#### [Exercise]
Wherever the word "React" appears in a line, extract that line.

#### [Data section]
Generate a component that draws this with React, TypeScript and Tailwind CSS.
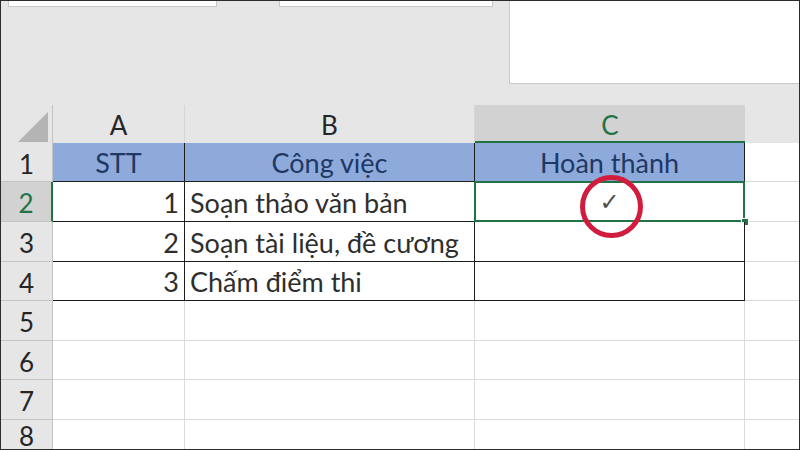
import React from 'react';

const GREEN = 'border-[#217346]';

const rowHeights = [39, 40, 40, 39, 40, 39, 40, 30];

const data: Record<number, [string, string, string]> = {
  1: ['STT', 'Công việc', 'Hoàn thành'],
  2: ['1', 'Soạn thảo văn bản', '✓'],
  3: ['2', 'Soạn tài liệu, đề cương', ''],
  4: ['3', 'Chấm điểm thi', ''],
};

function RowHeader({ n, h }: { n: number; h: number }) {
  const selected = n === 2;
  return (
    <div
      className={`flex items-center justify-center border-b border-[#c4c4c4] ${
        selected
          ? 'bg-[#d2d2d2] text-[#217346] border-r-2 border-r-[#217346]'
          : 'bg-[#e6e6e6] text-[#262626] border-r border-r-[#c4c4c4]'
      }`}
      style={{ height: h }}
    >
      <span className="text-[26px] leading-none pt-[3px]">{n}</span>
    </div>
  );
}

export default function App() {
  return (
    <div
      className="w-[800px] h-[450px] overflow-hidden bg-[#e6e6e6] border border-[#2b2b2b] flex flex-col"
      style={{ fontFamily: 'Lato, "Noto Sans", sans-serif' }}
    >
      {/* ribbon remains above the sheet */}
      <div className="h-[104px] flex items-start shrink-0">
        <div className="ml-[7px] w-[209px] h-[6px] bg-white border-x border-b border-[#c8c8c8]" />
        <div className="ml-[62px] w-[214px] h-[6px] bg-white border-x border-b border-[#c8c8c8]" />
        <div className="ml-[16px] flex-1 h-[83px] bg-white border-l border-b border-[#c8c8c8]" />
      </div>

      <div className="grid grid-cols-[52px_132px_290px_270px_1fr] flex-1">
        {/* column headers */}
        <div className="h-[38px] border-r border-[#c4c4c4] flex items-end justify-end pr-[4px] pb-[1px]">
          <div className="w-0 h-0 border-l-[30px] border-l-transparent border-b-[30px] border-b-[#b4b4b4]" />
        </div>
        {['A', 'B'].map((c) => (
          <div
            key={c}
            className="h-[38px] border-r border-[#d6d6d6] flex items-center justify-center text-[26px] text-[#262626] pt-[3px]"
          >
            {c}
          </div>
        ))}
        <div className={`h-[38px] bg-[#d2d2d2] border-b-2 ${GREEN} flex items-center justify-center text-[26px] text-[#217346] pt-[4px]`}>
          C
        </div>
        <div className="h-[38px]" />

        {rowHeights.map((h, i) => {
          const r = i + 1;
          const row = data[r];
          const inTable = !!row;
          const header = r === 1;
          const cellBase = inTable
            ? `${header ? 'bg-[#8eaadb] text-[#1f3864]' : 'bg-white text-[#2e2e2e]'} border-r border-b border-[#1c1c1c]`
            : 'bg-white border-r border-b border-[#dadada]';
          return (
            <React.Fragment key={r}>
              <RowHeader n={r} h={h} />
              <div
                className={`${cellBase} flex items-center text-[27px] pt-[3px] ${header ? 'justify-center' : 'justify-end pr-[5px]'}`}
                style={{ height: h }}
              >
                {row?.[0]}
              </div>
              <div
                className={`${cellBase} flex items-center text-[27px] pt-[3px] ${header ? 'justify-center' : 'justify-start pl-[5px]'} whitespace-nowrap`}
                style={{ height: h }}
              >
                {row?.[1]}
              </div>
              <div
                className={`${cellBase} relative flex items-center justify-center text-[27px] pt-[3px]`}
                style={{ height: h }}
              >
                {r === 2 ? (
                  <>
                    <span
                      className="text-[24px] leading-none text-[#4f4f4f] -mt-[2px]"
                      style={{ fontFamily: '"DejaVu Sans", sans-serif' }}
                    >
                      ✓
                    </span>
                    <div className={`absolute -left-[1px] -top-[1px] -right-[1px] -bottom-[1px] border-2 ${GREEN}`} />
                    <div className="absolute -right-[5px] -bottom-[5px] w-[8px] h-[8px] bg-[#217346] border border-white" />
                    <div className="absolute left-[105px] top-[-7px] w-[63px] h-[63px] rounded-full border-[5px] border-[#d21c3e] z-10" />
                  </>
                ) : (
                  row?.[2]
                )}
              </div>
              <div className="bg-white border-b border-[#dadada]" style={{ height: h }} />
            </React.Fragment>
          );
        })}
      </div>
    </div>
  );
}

#### [Correct output]
Generate a component that draws this with React, TypeScript and Tailwind CSS.
import React from 'react';
            <React.Fragment key={r}>
            </React.Fragment>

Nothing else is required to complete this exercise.